Anyone could swallow a 3% tariff on new goods. Many of our states have increased 3% or more on sales tax in the past 15 years anyway.

That's how to fix this. We don't need some 9 9 9 or 6 6 6 plan or anything else that taxes our income before we've even had a chance to choose to spend or save it.
 
It does, but it still is a very regressive tax. Because it is a sales tax, the poor, who have to spend every dollar of their income to survive, are paying 9% of everything that they make. While those that are able to save some money, only pay 9% of what they spend. So, say you have the bottom tier of income earners, that make under $50k a year. They pay about $4500 of their income. If you have a rich guy, who makes $200k a year, he might need to spend $150k a year, and so his total tax burden under the sales tax portion is $13,500. If he had to pay 9% on everything, it would be $18,000. So it boils down to the more wealthy paying 6.75%. That just does not seem right to me. I would even be more in favor of it if an equal burden, say, 10% across the board was implemented. Unfortunately, that would make it more likely that people would find loopholes, etc. that wouldl decrease their tax burden.
BTW, I am not totally opposed to capital gains. I am opposed to capital gains for the guys like Warren Buffett, whose entire income is taxed at the capital gains rate, which is why even Buffett says he is not taxed correctly.
 
From Burton W. Folsum Jr:

America’s founders rejected the income tax entirely, but when they spoke of taxes they recognized the need for uniformity and equal protection to all citizens. “[A]ll duties, imposts and excises shall be uniform throughout the United States,” reads the U.S. Constitution. And 80 years later, in the same spirit, the Fourteenth Amendment promised “equal protection of the laws” to all citizens.
In other words, the principle behind the progressive income tax—the more you earn, the larger the percentage of tax you must pay—would have been appalling to the founders. They recognized that, in James Madison’s words, “the spirit of party and faction” would prevail if Congress could tax one group of citizens and confer the benefits on another group.

----

During the 1800s economic thinking in the United States usually conformed to the founders’ guiding principles of uniformity and equal protection. One exception was during the Civil War, when a progressive income tax was first enacted. Interestingly, the tax had a maximum rate of 10 percent, and it was repealed in 1872. As Representative Justin Morrill of Vermont observed, “in this country we neither create nor tolerate any distinction of rank, race, or color, and should not tolerate anything else than entire equality in our taxes.” MY NOTE: The supreme court ruled this was unconstitutional.
When Congress passed another income tax in 1894—one that only hit the top 2 percent of wealth holders—the Supreme Court declared it unconstitutional. Stephen Field, a veteran of 30 years on the Court, was outraged that Congress would pass a bill to tax a small voting bloc and exempt the larger group of voters. At age 77, Field not only repudiated Congress’s actions, he also penned a prophecy. A small progressive tax, he predicted, “will be but the stepping stone to others, larger and more sweeping, till our political contests will become a war of the poor against the rich.”
 
The problem is that the liberals want to assume what Americans do and don't spend. As usual they assume the poor are stupid, which if I was poor I don't know why I would vote for liberals...but beside the point, you can live on less than you make in a year. Its basic budgeting. The fact that a rich person spends less than he makes doesn't make the tax unfair, it makes the rich person smart. Probably how he got there in the first place. If a poor person spends all their money every year then they deserve to be taxed on it. If they just spent less than they made than their tax rate would go down as well. I earn less than 60,000 and save well over half that amount each year.
 
So it boils down to the more wealthy paying 6.75%.
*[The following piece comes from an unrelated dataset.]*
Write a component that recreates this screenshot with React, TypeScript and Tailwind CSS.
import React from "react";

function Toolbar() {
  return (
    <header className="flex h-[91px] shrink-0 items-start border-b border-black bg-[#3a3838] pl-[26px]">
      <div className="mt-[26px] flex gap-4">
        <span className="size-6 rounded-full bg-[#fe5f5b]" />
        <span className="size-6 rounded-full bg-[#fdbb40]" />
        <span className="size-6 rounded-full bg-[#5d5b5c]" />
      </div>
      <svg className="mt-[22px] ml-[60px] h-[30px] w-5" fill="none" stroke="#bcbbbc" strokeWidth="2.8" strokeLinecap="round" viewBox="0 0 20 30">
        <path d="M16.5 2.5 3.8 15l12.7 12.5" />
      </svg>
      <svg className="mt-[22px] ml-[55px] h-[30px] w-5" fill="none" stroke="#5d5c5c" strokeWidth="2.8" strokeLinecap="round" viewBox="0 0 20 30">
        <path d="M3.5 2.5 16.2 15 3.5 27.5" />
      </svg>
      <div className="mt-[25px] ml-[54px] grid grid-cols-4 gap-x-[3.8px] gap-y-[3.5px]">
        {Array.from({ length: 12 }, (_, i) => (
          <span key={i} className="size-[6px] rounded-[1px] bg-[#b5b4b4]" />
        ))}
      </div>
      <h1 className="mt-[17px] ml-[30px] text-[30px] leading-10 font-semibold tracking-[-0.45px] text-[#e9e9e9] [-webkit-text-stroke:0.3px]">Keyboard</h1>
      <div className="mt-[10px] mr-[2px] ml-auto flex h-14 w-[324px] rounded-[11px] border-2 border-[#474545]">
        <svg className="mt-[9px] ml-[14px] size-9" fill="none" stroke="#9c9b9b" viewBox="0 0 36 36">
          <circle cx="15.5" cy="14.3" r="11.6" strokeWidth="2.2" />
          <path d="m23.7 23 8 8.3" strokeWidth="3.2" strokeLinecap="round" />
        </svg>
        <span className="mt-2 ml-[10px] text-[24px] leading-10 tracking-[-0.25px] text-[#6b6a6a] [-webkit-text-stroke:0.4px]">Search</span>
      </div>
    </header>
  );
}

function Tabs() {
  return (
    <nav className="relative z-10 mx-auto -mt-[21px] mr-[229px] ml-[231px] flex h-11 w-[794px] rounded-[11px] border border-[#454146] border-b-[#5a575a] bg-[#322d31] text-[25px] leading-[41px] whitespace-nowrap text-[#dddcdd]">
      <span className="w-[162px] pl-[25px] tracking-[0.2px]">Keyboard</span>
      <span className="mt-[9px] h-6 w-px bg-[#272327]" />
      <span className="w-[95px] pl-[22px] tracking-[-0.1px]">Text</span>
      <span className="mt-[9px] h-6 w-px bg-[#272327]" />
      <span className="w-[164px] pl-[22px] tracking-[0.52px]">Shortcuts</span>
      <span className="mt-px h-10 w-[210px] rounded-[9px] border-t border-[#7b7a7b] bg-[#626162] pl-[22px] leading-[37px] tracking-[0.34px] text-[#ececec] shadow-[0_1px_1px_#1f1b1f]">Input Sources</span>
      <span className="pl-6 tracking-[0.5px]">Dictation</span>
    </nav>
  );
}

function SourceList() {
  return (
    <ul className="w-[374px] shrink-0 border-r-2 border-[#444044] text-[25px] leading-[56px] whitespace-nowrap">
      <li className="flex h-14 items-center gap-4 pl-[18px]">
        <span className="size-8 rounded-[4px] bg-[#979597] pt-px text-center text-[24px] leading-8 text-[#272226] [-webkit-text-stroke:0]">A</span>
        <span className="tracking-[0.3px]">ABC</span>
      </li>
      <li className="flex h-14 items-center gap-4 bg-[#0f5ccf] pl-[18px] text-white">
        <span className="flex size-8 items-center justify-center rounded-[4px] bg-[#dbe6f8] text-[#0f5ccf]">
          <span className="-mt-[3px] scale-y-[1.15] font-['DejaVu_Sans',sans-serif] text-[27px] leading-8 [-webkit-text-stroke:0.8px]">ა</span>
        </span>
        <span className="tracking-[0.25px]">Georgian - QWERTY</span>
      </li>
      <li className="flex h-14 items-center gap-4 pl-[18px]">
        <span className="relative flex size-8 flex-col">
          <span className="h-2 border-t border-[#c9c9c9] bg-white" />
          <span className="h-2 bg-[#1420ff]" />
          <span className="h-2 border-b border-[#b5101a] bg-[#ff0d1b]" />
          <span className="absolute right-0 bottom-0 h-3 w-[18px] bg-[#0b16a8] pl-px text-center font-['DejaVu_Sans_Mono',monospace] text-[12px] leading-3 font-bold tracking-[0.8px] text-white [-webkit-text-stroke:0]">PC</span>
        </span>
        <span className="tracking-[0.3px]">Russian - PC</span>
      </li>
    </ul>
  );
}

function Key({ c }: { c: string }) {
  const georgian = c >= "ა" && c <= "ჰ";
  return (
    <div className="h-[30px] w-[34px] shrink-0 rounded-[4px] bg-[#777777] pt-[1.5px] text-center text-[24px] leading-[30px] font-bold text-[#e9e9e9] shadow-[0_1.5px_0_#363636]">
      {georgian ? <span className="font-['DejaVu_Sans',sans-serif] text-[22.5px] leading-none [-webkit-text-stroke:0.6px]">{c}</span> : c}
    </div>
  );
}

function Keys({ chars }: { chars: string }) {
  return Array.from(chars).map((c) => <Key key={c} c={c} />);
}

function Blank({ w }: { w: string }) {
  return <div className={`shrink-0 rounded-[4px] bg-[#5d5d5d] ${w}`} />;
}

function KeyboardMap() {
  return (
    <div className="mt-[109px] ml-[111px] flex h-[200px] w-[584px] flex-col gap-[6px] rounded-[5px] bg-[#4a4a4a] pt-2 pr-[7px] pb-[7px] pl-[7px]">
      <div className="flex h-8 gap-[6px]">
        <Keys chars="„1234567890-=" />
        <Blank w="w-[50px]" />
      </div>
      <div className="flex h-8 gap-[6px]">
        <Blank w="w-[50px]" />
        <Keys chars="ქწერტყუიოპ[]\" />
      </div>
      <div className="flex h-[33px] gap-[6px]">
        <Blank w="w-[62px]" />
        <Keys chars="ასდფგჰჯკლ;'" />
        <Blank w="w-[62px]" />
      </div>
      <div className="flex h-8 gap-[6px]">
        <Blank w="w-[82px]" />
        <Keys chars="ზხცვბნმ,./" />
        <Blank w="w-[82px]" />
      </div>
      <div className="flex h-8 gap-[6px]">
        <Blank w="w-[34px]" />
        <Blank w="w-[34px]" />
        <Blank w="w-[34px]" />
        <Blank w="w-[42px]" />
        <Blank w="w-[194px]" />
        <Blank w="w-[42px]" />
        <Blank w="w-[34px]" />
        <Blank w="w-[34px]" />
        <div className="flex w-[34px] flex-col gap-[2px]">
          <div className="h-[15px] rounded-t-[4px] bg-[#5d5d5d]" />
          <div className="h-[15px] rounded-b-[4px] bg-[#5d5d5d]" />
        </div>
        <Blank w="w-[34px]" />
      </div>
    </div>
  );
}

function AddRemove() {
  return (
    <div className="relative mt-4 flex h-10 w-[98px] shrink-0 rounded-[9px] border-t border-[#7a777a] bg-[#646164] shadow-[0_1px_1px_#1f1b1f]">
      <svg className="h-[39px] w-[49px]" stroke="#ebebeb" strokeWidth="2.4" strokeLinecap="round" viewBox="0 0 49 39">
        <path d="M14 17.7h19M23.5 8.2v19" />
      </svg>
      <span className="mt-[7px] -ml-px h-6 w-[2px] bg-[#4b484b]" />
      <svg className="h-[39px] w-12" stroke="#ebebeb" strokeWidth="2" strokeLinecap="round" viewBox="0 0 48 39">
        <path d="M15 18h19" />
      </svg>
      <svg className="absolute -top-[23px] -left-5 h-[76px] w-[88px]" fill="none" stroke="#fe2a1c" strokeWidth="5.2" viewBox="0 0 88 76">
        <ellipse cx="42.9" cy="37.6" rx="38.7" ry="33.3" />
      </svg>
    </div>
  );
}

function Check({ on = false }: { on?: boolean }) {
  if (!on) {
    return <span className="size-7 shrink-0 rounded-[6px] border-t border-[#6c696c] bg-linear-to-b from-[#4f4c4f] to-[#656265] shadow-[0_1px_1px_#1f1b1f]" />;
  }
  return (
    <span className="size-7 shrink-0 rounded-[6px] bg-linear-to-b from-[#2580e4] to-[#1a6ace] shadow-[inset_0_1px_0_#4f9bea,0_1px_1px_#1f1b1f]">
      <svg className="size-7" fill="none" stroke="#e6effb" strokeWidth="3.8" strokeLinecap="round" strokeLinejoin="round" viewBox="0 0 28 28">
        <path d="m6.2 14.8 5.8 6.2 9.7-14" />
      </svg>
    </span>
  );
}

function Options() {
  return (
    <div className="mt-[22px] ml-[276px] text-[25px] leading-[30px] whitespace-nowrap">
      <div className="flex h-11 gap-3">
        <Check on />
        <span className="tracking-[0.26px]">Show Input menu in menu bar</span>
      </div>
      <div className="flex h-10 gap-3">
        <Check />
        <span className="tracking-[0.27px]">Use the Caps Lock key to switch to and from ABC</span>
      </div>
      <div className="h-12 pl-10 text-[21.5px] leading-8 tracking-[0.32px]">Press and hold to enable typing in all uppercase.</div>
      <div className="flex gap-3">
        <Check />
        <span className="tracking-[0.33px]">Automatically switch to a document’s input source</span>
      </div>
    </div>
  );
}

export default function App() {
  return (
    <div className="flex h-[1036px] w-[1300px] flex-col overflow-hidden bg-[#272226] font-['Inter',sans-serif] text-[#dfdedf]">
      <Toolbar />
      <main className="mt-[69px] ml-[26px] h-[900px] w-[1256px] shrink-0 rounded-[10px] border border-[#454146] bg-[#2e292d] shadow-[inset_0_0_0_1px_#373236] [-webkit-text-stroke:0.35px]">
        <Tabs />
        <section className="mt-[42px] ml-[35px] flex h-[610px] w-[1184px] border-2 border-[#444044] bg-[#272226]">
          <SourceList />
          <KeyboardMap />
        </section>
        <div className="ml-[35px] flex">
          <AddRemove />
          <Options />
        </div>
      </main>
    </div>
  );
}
I think you're looking at this all wrong. The wealthy will pay 9% on earned income, and 9% on what they spend, then they will pay 9% on the interest they get from what they saved (and invested), the company they invested in will also pay 9%, then when the principle is returned and they (or their heir) finally choose to spend it they will be taxed at 9%. (wealth is useless until it's spent...)
A lower tax rate just means the money must change hands more times to give the gov the same rev. The lower the tax rate, the more money available to change hands...which, in turn leads to a quick recovery of rev to the gov.
I'm sure you've heard the term "don't let perfect get in the way of great", well with taxes it should be, "don't let 'fair' get in the way of right(or effective)"!
Buffet can pay his companies taxes, then lecture people on their taxes! Taxing Wall St. transactions will just lead to a Real Estate bubble, or bubble in some other investment.
I think 999 would be just fine as long is it has NO loop holes or other special privileges.